SOURCE MATERIAL:
----
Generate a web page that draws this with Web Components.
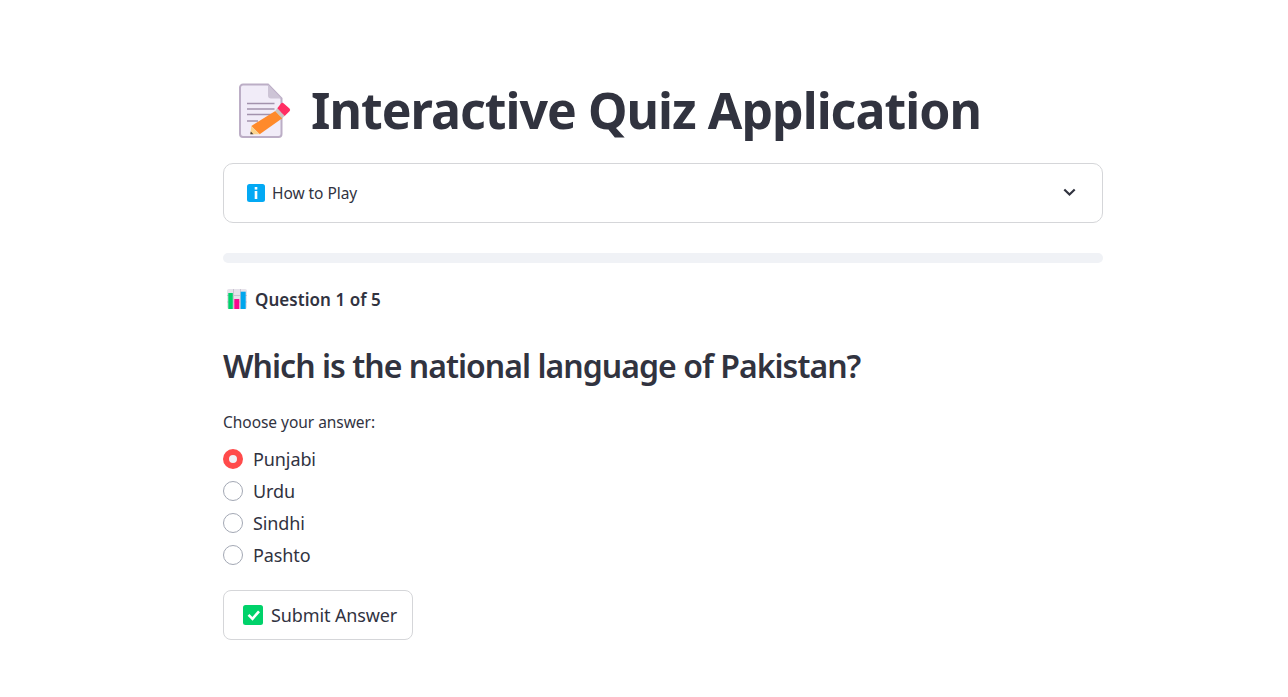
<!DOCTYPE html>
<html>
<head>
<meta charset="utf-8">
<title>Interactive Quiz Application</title>
<style>
  html, body { margin: 0; background: #fff; }
  body { font-family: "Noto Sans", "Lato", sans-serif; color: #31333f; }
</style>
</head>
<body>
<quiz-app>
  <quiz-title>Interactive Quiz Application</quiz-title>
  <quiz-expander>How to Play</quiz-expander>
  <quiz-progress></quiz-progress>
  <quiz-counter>Question 1 of 5</quiz-counter>
  <quiz-question>Which is the national language of Pakistan?</quiz-question>
  <quiz-radios label="Choose your answer:" options="Punjabi,Urdu,Sindhi,Pashto" selected="0"></quiz-radios>
  <quiz-submit>Submit Answer</quiz-submit>
</quiz-app>

<script>
const FONT = `"Noto Sans", "Lato", sans-serif`;

// Main column of the page
class QuizApp extends HTMLElement {
  connectedCallback() {
    const shadow = this.attachShadow({ mode: "open" });
    shadow.innerHTML = `
      <style>
        :host {
          display: flex;
          flex-direction: column;
          width: 880px;
          height: 697px;
          box-sizing: border-box;
          margin-left: 223px;
          padding-top: 78px;
          font-family: ${FONT};
          color: #31333f;
        }
      </style>
      <slot></slot>
    `;
  }
}

// Page heading with the memo emoji
class QuizTitle extends HTMLElement {
  connectedCallback() {
    const shadow = this.attachShadow({ mode: "open" });
    shadow.innerHTML = `
      <style>
        :host { display: flex; align-items: center; gap: 19px; height: 65px; padding-left: 15px; margin-bottom: 20px; }
        svg { width: 54px; height: 56px; flex: none; }
        h1 { margin: 0; font-size: 50px; font-weight: 700; line-height: 65px; letter-spacing: -.97px; white-space: nowrap; }
      </style>
      <svg viewBox="0 0 54 56">
        <path d="M5 1.500h25l13.500 14v35.500a3 3 0 0 1-3 3H5a3 3 0 0 1-3-3v-46.500a3 3 0 0 1 3-3z" fill="#f1ecf8" stroke="#bcaec6" stroke-width="2"/>
        <path d="M30 1.500l13.500 14H33a3 3 0 0 1-3-3z" fill="#cdc4d6"/>
        <path d="M9 20.500h27.500M9 26h27.500M9 31.500h27.500M9 38h11" stroke="#a392ad" stroke-width="1.600"/>
        <path d="M37.300 28l7 7.300-22.600 16-8.400-8.300z" fill="#ff8a2b"/>
        <path d="M39.300 25.300l7.400 7.700-2.400 2.300-7-7.300z" fill="#c9c6c2"/>
        <path d="M43 20.500a2 2 0 0 1 2.800 0l5.700 5a2 2 0 0 1 0 2.800l-4.800 4.700-7.400-7.700z" fill="#ff2e63"/>
        <path d="M13.300 43l8.400 8.300-9.400 0z" fill="#fbd38d"/>
        <path d="M12.800 48.500l2.700 2.800h-3.200z" fill="#4a3f35"/>
      </svg>
      <h1><slot></slot></h1>
    `;
  }
}

// Collapsed expander box
class QuizExpander extends HTMLElement {
  connectedCallback() {
    const shadow = this.attachShadow({ mode: "open" });
    shadow.innerHTML = `
      <style>
        :host {
          display: flex; align-items: center; height: 60px; box-sizing: border-box;
          padding: 0 23px; border: 1px solid #d5d6d9; border-radius: 10px;
          font-size: 15.500px; letter-spacing: -.05px;
        }
        .icon { width: 18px; height: 18px; flex: none; margin-right: 7px; }
        .label { flex: 1; }
        .chevron { width: 20px; height: 20px; flex: none; }
      </style>
      <svg class="icon" viewBox="0 0 18 18">
        <rect width="18" height="18" rx="2.500" fill="#03a9f4"/>
        <rect x="7.700" y="3" width="2.600" height="2.600" fill="#fff"/>
        <rect x="7.700" y="7" width="2.600" height="8" fill="#fff"/>
      </svg>
      <span class="label"><slot></slot></span>
      <svg class="chevron" viewBox="0 0 20 20">
        <path d="M5.300 6.500l5.200 5 5.200-5" fill="none" stroke="#31333f" stroke-width="2.200"/>
      </svg>
    `;
  }
}

// Empty progress track
class QuizProgress extends HTMLElement {
  connectedCallback() {
    const shadow = this.attachShadow({ mode: "open" });
    shadow.innerHTML = `
      <style>
        :host { display: block; height: 10px; margin-top: 30px; background: #f0f2f6; border-radius: 5px; }
      </style>
    `;
  }
}

// Bold counter with chart emoji
class QuizCounter extends HTMLElement {
  connectedCallback() {
    const shadow = this.attachShadow({ mode: "open" });
    shadow.innerHTML = `
      <style>
        :host { display: flex; align-items: center; gap: 8px; height: 24px; margin-top: 24px; padding-left: 4px; font-size: 17px; font-weight: 600; letter-spacing: .05px; }
        svg { width: 20px; height: 20px; flex: none; }
      </style>
      <svg viewBox="0 0 20 20">
        <rect width="20" height="20" rx="2" fill="#e6e2ea"/>
        <path d="M0 6.500h20M0 13h20M6.500 0v20M13.500 0v20" stroke="#c9c3d0" stroke-width="1"/>
        <rect x="1.300" y="4" width="4.500" height="16" fill="#00d26a"/>
        <rect x="7.300" y="10" width="5" height="10" fill="#f70a8d"/>
        <rect x="13.700" y="2.700" width="5" height="17.300" fill="#00a6ed"/>
      </svg>
      <span><slot></slot></span>
    `;
  }
}

// Question heading
class QuizQuestion extends HTMLElement {
  connectedCallback() {
    const shadow = this.attachShadow({ mode: "open" });
    shadow.innerHTML = `
      <style>
        h2 { margin: 0; font-size: 32px; font-weight: 600; line-height: 44px; letter-spacing: -.97px; white-space: nowrap; }
        :host { display: block; margin-top: 33px; }
      </style>
      <h2><slot></slot></h2>
    `;
  }
}

// Radio group, options come from the attribute
class QuizRadios extends HTMLElement {
  connectedCallback() {
    const shadow = this.attachShadow({ mode: "open" });
    const selected = Number(this.getAttribute("selected"));
    shadow.innerHTML = `
      <style>
        :host { display: block; margin-top: 22px; }
        .label { font-size: 15.500px; line-height: 24px; letter-spacing: -.04px; margin-bottom: 11px; }
        .options { display: flex; flex-direction: column; gap: 4px; }
        .option { display: flex; align-items: center; gap: 10px; height: 28px; font-size: 18px; letter-spacing: -.1px; }
        .dot { width: 20px; height: 20px; box-sizing: border-box; border-radius: 50%; border: 1px solid #a3a8b4; background: #fff; flex: none; }
        .on { border: 6px solid #ff4b4b; background: #f0f2f6; }
      </style>
      <div class="label">${this.getAttribute("label")}</div>
      <div class="options"></div>
    `;

    const options = shadow.querySelector(".options");
    this.getAttribute("options").split(",").forEach((name, i) => {
      const row = document.createElement("div");
      row.className = "option";
      const dot = document.createElement("span");
      dot.className = i === selected ? "dot on" : "dot";
      const text = document.createElement("span");
      text.textContent = name;
      row.append(dot, text);
      options.appendChild(row);
    });
  }
}

// Submit button with check emoji
class QuizSubmit extends HTMLElement {
  connectedCallback() {
    const shadow = this.attachShadow({ mode: "open" });
    shadow.innerHTML = `
      <style>
        :host {
          display: flex; align-items: center; align-self: flex-start; gap: 8px; height: 50px; width: 190px;
          box-sizing: border-box; margin-top: 21px; padding-left: 19px;
          border: 1px solid #d5d6d9; border-radius: 8px; font-size: 18px; letter-spacing: -.12px; white-space: nowrap;
        }
        svg { width: 20px; height: 20px; flex: none; }
      </style>
      <svg viewBox="0 0 20 20">
        <rect width="20" height="20" rx="2.500" fill="#00d26a"/>
        <path d="M5.500 9.800l4 4 6.500-7.500" fill="none" stroke="#fff" stroke-width="2.600"/>
      </svg>
      <span><slot></slot></span>
    `;
  }
}

customElements.define("quiz-app", QuizApp);
customElements.define("quiz-title", QuizTitle);
customElements.define("quiz-expander", QuizExpander);
customElements.define("quiz-progress", QuizProgress);
customElements.define("quiz-counter", QuizCounter);
customElements.define("quiz-question", QuizQuestion);
customElements.define("quiz-radios", QuizRadios);
customElements.define("quiz-submit", QuizSubmit);
</script>
</body>
</html>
----
PROBLEM:
Give every line of the material that includes the string "with".

RESULT:
Generate a web page that draws this with Web Components.
// Page heading with the memo emoji
// Bold counter with chart emoji
// Submit button with check emoji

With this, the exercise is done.